Member of the Arizona Senate from the 16th district
- In office 1994–1999

Member of the Arizona House of Representatives from the 16th district
- In office 1993–1994

Personal details
- Born: April 1, 1963 (age 63) Johnstown, Pennsylvania
- Party: Republican

= John Kaites =

American politician

John Kaites (born April 1, 1963) is an American politician and a former member of the Arizona State Legislature and a lobbyist working in the state of Arizona. In addition to his time in the legislature, Kaites also worked as an assistant attorney general for the State of Arizona and as a prosecutor for Maricopa County.

==Education==
Kaites earned his BA from Allegheny College in 1985 and his JD from Duquesne University School of Law in 1990.

==Career==
Kaites is currently of counsel at the Phoenix law firm Fennemore Craig.

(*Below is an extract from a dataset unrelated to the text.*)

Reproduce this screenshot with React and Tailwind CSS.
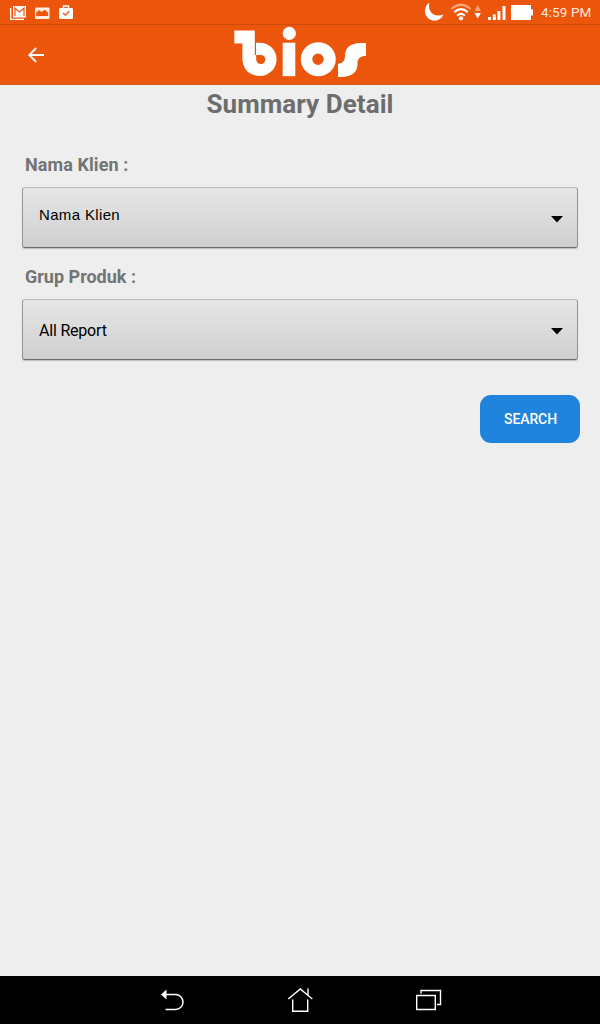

In 2011, Kaites attempted to purchase the Phoenix Coyotes. he also serves on the Whitworth University Board of Trustees. In 2019, Kaites applied for the vacant position of Maricopa County Attorney, but the position went to Allister Adel.

==Attorney General race==
Kaites ran for Arizona Attorney General in 1998, losing in the Republican primary to Tom McGovern after running controversial advertisements against McGovern.